Praise for the exhibition
***** The Times
***** The Telegraph
***** The Guardian
***** Evening Standard
Praise for the book
‘If you cannot make it to the show itself, then I implore you to buy the catalogue, which is one of the best I’ve ever read – scholarly and entertaining, a good history book in its own right.’ – Tim Stanley, The Telegraph
‘A marvellous and consistently enthralling account’ – Christopher de Hamel, bestselling author of The Book in the Cathedral
“[The book] provides an up-to-date, highly readable and lavishly illustrated text that will finally supplant Borenius’s book as the definitive account of the art of Thomas Becket” – Dr Tom Nickson, Arts Journal
The murder of Thomas Becket in Canterbury Cathedral on 29 December 1170 sent shockwaves across medieval Europe. He rose from ordinary beginnings in London to become chancellor to King Henry II and then Archbishop of Canterbury, making him one of the most powerful men in England. Becket’s fortunes changed when a bitter dispute with Henry forced him into a six-year exile. Less than a month after his return to England, he was killed by four knights with close ties to the king. In the wake of Becket’s death, hundreds of miracles were attributed to him and, just over two years later, he was canonised. All across Europe he was celebrated as a defender of the Church against royal tyranny.

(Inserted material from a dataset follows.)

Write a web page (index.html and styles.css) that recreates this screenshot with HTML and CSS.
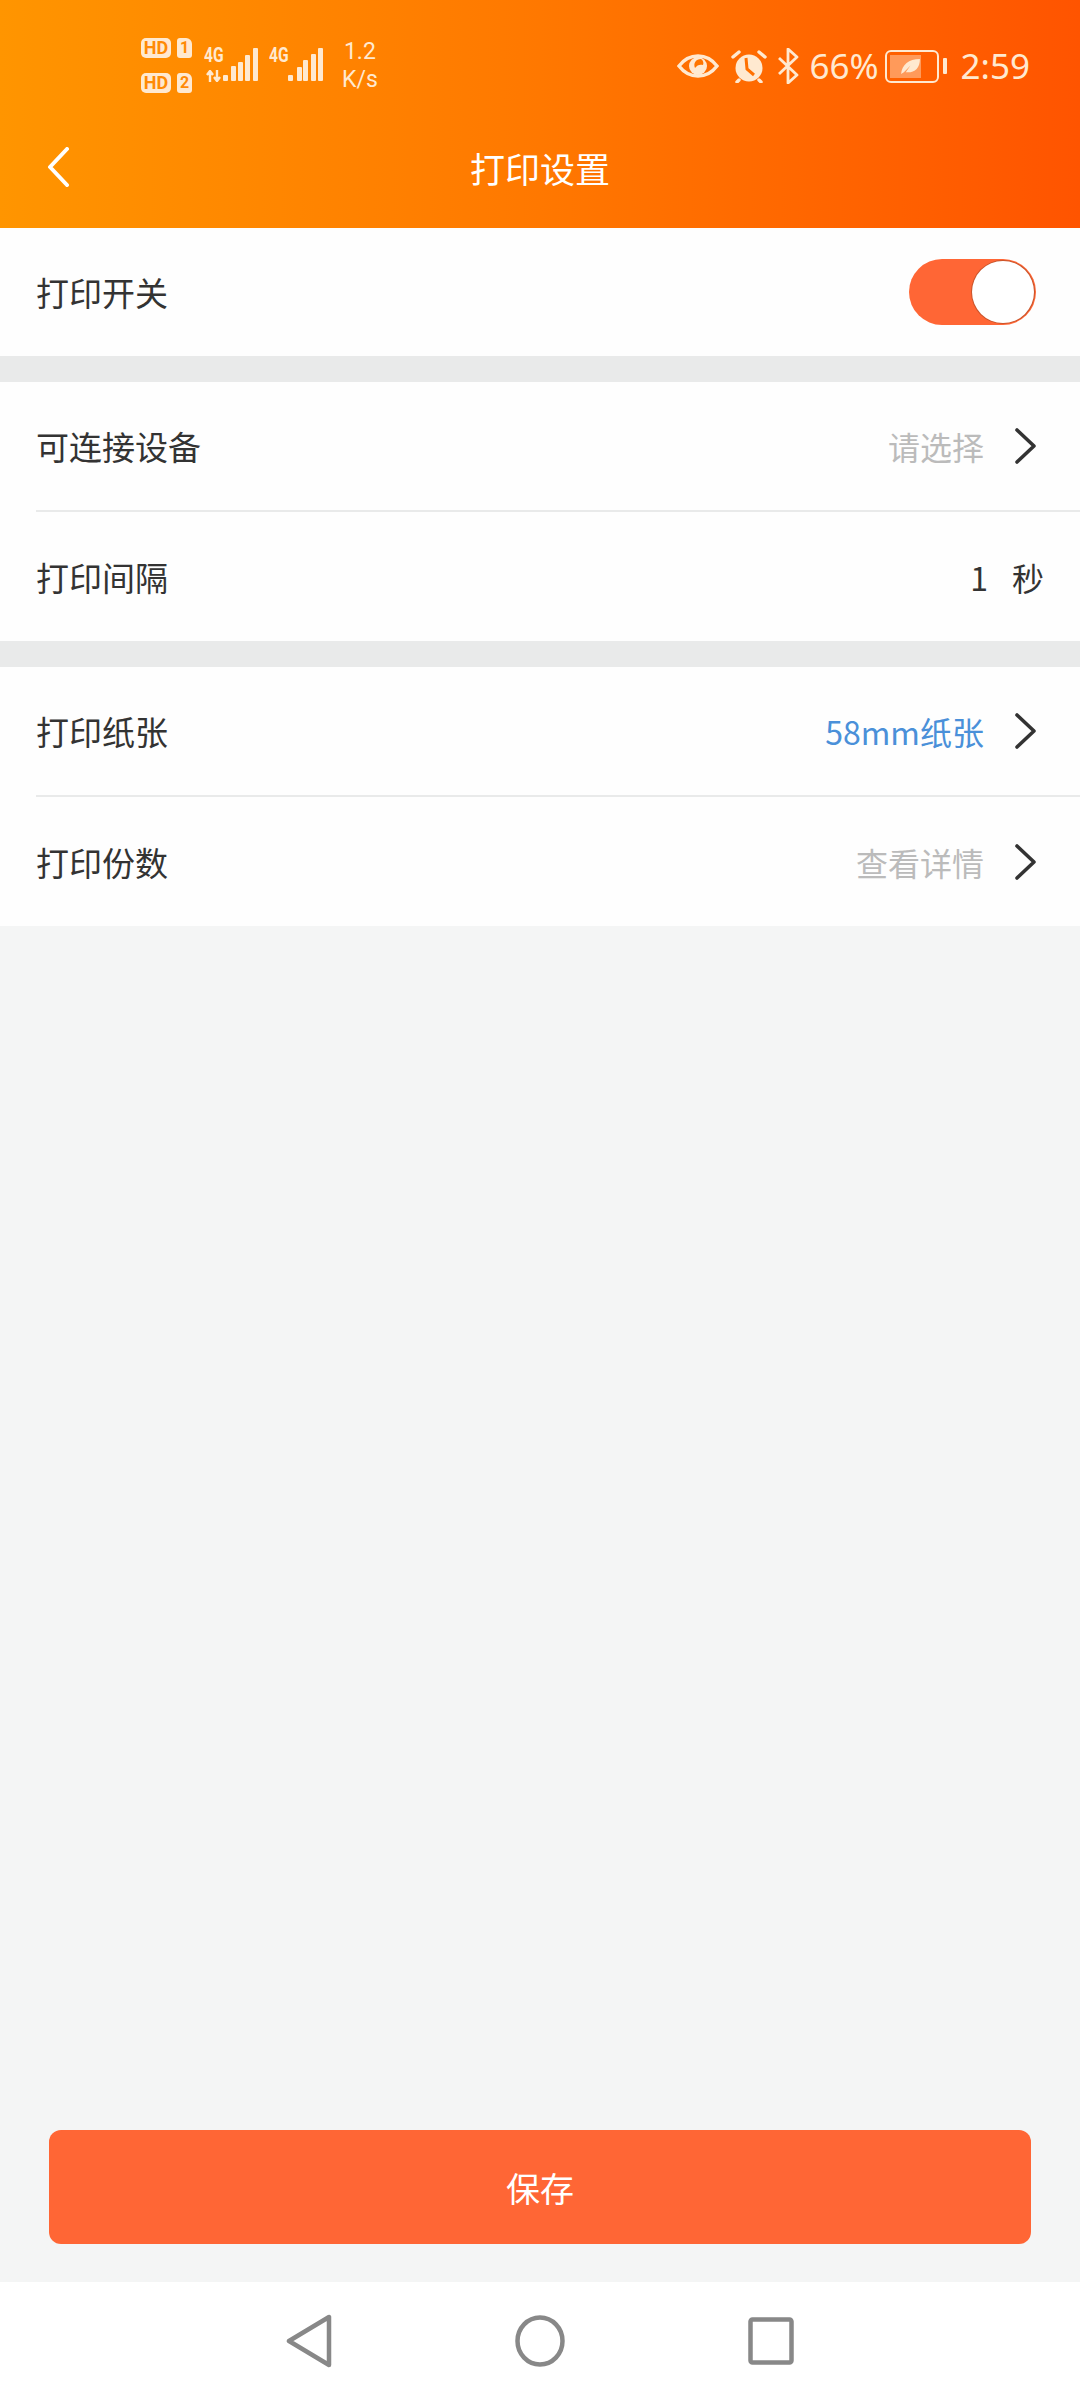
FILE: index.html

```html
<!DOCTYPE html>
<html lang="zh-CN">
<head>
  <meta charset="UTF-8" />
  <meta name="viewport" content="width=device-width, initial-scale=1.0"/>
  <title>打印设置</title>
  <link rel="stylesheet" href="styles.css">
</head>
<body>
  <div class="page">
    <header class="top">
      <div class="status">
        <div class="status-left">
          <div class="sims">
            <div class="sim"><span class="hd">HD</span><span class="slot">1</span></div>
            <div class="sim"><span class="hd">HD</span><span class="slot">2</span></div>
          </div>
          <div class="signal signal-one">
            <span class="net">4G</span>
            <svg class="bars" width="36" height="33" viewBox="0 0 36 33">
              <rect x="0" y="27" width="5" height="6" rx="1"/>
              <rect x="8" y="18" width="5" height="15" rx="1"/>
              <rect x="15" y="14" width="5" height="19" rx="1"/>
              <rect x="22" y="7" width="5" height="26" rx="1"/>
              <rect x="30" y="0" width="5" height="33" rx="1"/>
            </svg>
            <svg class="arrows" width="15" height="12" viewBox="0 0 15 12">
              <path d="M4 12V2M1 5l3-4 3 4M11 0v10M8 7l3 4 3-4" fill="none" stroke="#ffe9d0" stroke-width="2.4"/>
            </svg>
          </div>
          <div class="signal signal-two">
            <span class="net">4G</span>
            <svg class="bars" width="35" height="33" viewBox="0 0 35 33">
              <rect x="0" y="27" width="5" height="6" rx="1"/>
              <rect x="9" y="19" width="5" height="14" rx="1"/>
              <rect x="15" y="12" width="5" height="21" rx="1"/>
              <rect x="23" y="6" width="5" height="27" rx="1"/>
              <rect x="30" y="0" width="5" height="33" rx="1"/>
            </svg>
          </div>
          <div class="speed"><span>1.2</span><span>K/s</span></div>
        </div>
        <div class="status-right">
          <svg class="eye" width="42" height="24" viewBox="0 0 42 24">
            <path d="M2 12C8 4 14 2 21 2s13 2 19 10c-6 8-12 10-19 10S8 20 2 12z" fill="none" stroke="#ffe9d0" stroke-width="3.4"/>
            <circle cx="21" cy="12" r="9" fill="#ffe9d0"/>
            <path d="M24 5c-5 0-8 4-6 9 2-3 5-4 8-3 1-2 0-5-2-6z" fill="#ff7500"/>
          </svg>
          <svg class="alarm" width="36" height="34" viewBox="0 0 36 34">
            <circle cx="18" cy="19" r="13.5" fill="#ffe9d0"/>
            <path d="M2 8l6-5M34 8l-6-5M8 31l-2 2M28 31l2 2" stroke="#ffe9d0" stroke-width="3.4" stroke-linecap="round"/>
            <path d="M15 9l1 11 7 6" fill="none" stroke="#ff7000" stroke-width="3"/>
          </svg>
          <svg class="bt" width="22" height="36" viewBox="0 0 22 36">
            <path d="M2 10l18 17-9 8V1l9 8L2 26" fill="none" stroke="#ffe9d0" stroke-width="2.8" stroke-linejoin="round"/>
          </svg>
          <span class="pct">66%</span>
          <div class="battery">
            <div class="battery-body">
              <div class="battery-fill"></div>
              <svg class="leaf" width="21" height="17" viewBox="0 0 22 18">
                <path d="M1 17C2 7 9 1 21 1c0 10-6 15-15 14l5-7-7 7z" fill="#ffe9d0"/>
              </svg>
            </div>
            <div class="battery-tip"></div>
          </div>
          <span class="clock">2:59</span>
        </div>
      </div>
      <div class="titlebar">
        <svg class="back" width="24" height="40" viewBox="0 0 24 40">
          <path d="M21 2L4 20l17 18" fill="none" stroke="#fff" stroke-width="4" stroke-linecap="round" stroke-linejoin="round"/>
        </svg>
        <h1 class="title">打印设置</h1>
      </div>
    </header>

    <section class="group switch-group">
      <div class="row">
        <span class="label">打印开关</span>
        <div class="switch"><div class="knob"></div></div>
      </div>
    </section>

    <section class="group">
      <div class="row line">
        <span class="label">可连接设备</span>
        <div class="value-wrap">
          <span class="value muted">请选择</span>
          <svg class="chev" width="22" height="36" viewBox="0 0 22 36"><path d="M3 2l17 16L3 34" fill="none" stroke="#333" stroke-width="3.6" stroke-linecap="round" stroke-linejoin="round"/></svg>
        </div>
      </div>
      <div class="row">
        <span class="label">打印间隔</span>
        <div class="value-wrap interval">
          <span class="value">1</span>
          <span class="value">秒</span>
        </div>
      </div>
    </section>

    <section class="group">
      <div class="row line">
        <span class="label">打印纸张</span>
        <div class="value-wrap">
          <span class="value blue">58mm纸张</span>
          <svg class="chev" width="22" height="36" viewBox="0 0 22 36"><path d="M3 2l17 16L3 34" fill="none" stroke="#333" stroke-width="3.6" stroke-linecap="round" stroke-linejoin="round"/></svg>
        </div>
      </div>
      <div class="row">
        <span class="label">打印份数</span>
        <div class="value-wrap">
          <span class="value muted">查看详情</span>
          <svg class="chev" width="22" height="36" viewBox="0 0 22 36"><path d="M3 2l17 16L3 34" fill="none" stroke="#333" stroke-width="3.6" stroke-linecap="round" stroke-linejoin="round"/></svg>
        </div>
      </div>
    </section>

    <div class="spacer"></div>

    <div class="save-wrap">
      <button class="save">保存</button>
    </div>

    <nav class="navbar">
      <svg width="46" height="54" viewBox="0 0 46 54"><path d="M3 27L43 3v48z" fill="none" stroke="#888" stroke-width="4.5" stroke-linejoin="round"/></svg>
      <svg width="50" height="52" viewBox="0 0 50 52"><ellipse cx="25" cy="26" rx="22.5" ry="23.5" fill="none" stroke="#888" stroke-width="4.5"/></svg>
      <svg width="46" height="48" viewBox="0 0 46 48"><rect x="2.5" y="2.5" width="41" height="43" rx="2" fill="none" stroke="#888" stroke-width="4.5"/></svg>
    </nav>
  </div>
</body>
</html>
```

FILE: styles.css

```css
* {
  box-sizing: border-box;
}
body {
  font-family: "Noto Sans CJK SC", "Noto Sans", sans-serif;
  margin: 0;
  background-color: #f4f5f5;
}
.page {
  height: 2400px;
  display: flex;
  flex-direction: column;
}

/* header */
.top {
  height: 228px;
  background: linear-gradient(90deg, #ff9500, #ff7800 50%, #ff5400);
  color: #fff;
}
.status {
  height: 100px;
  padding: 32px 50px 0 141px;
  display: flex;
  justify-content: space-between;
  color: #ffe9d0;
}
.status-left {
  display: flex;
  height: 64px;
}
.sims {
  display: flex;
  flex-direction: column;
  gap: 15px;
  padding-top: 6px;
}
.sim {
  display: flex;
  gap: 6px;
}
.hd {
  width: 30px;
  height: 20px;
  background: #ffe9d0;
  color: #ff8a05;
  border-radius: 5px;
  font: 700 18px/20px "Roboto", sans-serif;
  text-align: center;
}
.slot {
  width: 15px;
  height: 20px;
  background: #ffe9d0;
  color: #ff8a05;
  border-radius: 3px 6px 3px 3px;
  font: 700 16px/20px "Roboto", sans-serif;
  text-align: center;
}
.signal {
  position: relative;
  display: flex;
  height: 49px;
  margin-left: 12px;
  padding-top: 16px;
}
.signal-two {
  margin-left: 10px;
}
.net {
  width: 19px;
  font: 700 20px/15px "Roboto", sans-serif;
  transform: scaleX(0.78);
  transform-origin: left top;
}
.bars {
  fill: #ffe9d0;
}
.arrows {
  position: absolute;
  left: 2px;
  top: 38px;
}
.speed {
  display: flex;
  flex-direction: column;
  align-items: center;
  margin-left: 19px;
  padding-top: 6px;
  font: 400 23px/28px "Roboto", sans-serif;
}
.status-right {
  display: flex;
  align-items: center;
  height: 68px;
}
.eye {
  margin-right: 12px;
}
.alarm {
  margin-right: 10px;
}
.bt {
  margin-right: 10px;
}
.pct {
  font: 400 35px/44px "Noto Sans", sans-serif;
  margin-right: 6px;
}
.clock {
  font: 400 35px/44px "Noto Sans", sans-serif;
  margin-left: 14px;
}
.battery {
  display: flex;
  align-items: center;
  gap: 4px;
}
.battery-body {
  position: relative;
  width: 54px;
  height: 33px;
  border: 2.5px solid #ffe9d0;
  border-radius: 6px;
  padding: 3px;
}
.battery-fill {
  width: 72%;
  height: 100%;
  background: #ff9a5a;
}
.leaf {
  position: absolute;
  left: 13px;
  top: 6px;
}
.battery-tip {
  width: 4px;
  height: 16px;
  background: #ffe9d0;
  border-radius: 1px;
}
.titlebar {
  position: relative;
  height: 128px;
  display: flex;
  align-items: center;
  justify-content: center;
}
.back {
  position: absolute;
  left: 46px;
  top: 47px;
}
.title {
  margin: 8px 0 0;
  font-size: 35px;
  font-weight: 400;
  line-height: 48px;
}

/* list */
.group {
  background: #fefefe;
  padding-left: 36px;
}
.group + .group {
  border-top: 26px solid #e9eaea;
}
.row {
  height: 129px;
  padding-right: 36px;
  display: flex;
  align-items: center;
  justify-content: space-between;
}
.row.line {
  height: 130px;
  border-bottom: 2px solid #e9eaea;
}
.label {
  font-size: 33px;
  color: #333;
}
.value-wrap {
  display: flex;
  align-items: center;
  gap: 30px;
  margin-right: 8px;
}
.interval {
  gap: 24px;
  margin-right: 0;
}
.value {
  font-size: 32px;
  color: #333;
}
.muted {
  color: #bbb;
}
.blue {
  color: #4a90d9;
}
.switch-group .row {
  height: 128px;
  padding-right: 44px;
}
.switch {
  width: 127px;
  height: 66px;
  border-radius: 33px;
  background: #ff6635;
  padding: 2px;
  display: flex;
  justify-content: flex-end;
}
.knob {
  width: 62px;
  height: 62px;
  border-radius: 50%;
  background: #fff;
  box-shadow: 0 0 0 1px rgba(120, 60, 30, 0.4);
}
.spacer {
  flex: 1;
}

/* bottom */
.save-wrap {
  padding: 0 49px 38px;
}
.save {
  width: 100%;
  height: 114px;
  border: 0;
  border-radius: 12px;
  background: #ff6635;
  color: #fff;
  font-family: inherit;
  font-size: 34px;
}
.navbar {
  height: 118px;
  background: #fff;
  display: flex;
  align-items: center;
  justify-content: center;
  gap: 183px;
}
```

Lloyd de Beer and Naomi Speakman tell the story of Becket’s dramatic life, death and legacy through a stunning array of objects, including medieval stained glass, manuscripts, jewellery and sacred reliquaries. They reveal Canterbury Cathedral’s transformation into one of Europe’s most popular pilgrimage destinations. Over the centuries pilgrims visited Becket’s shrine in their thousands, a journey famously reimagined by Geoffrey Chaucer in The Canterbury Tales. A dedicated section by Rachel Koopmans, which features groundbreaking new research, delves deeper into Becket’s miracle stories through the lens of one of the stained-glass miracle windows from the cathedral. The cult of Thomas Becket endured in spite of the English Reformation, during which his shrine at Canterbury was dramatically destroyed and his image and name outlawed. From twelfth-century London to the Tudor court, this magnificent book takes you through the twists and turns of one of the most remarkable stories of the Middle Ages.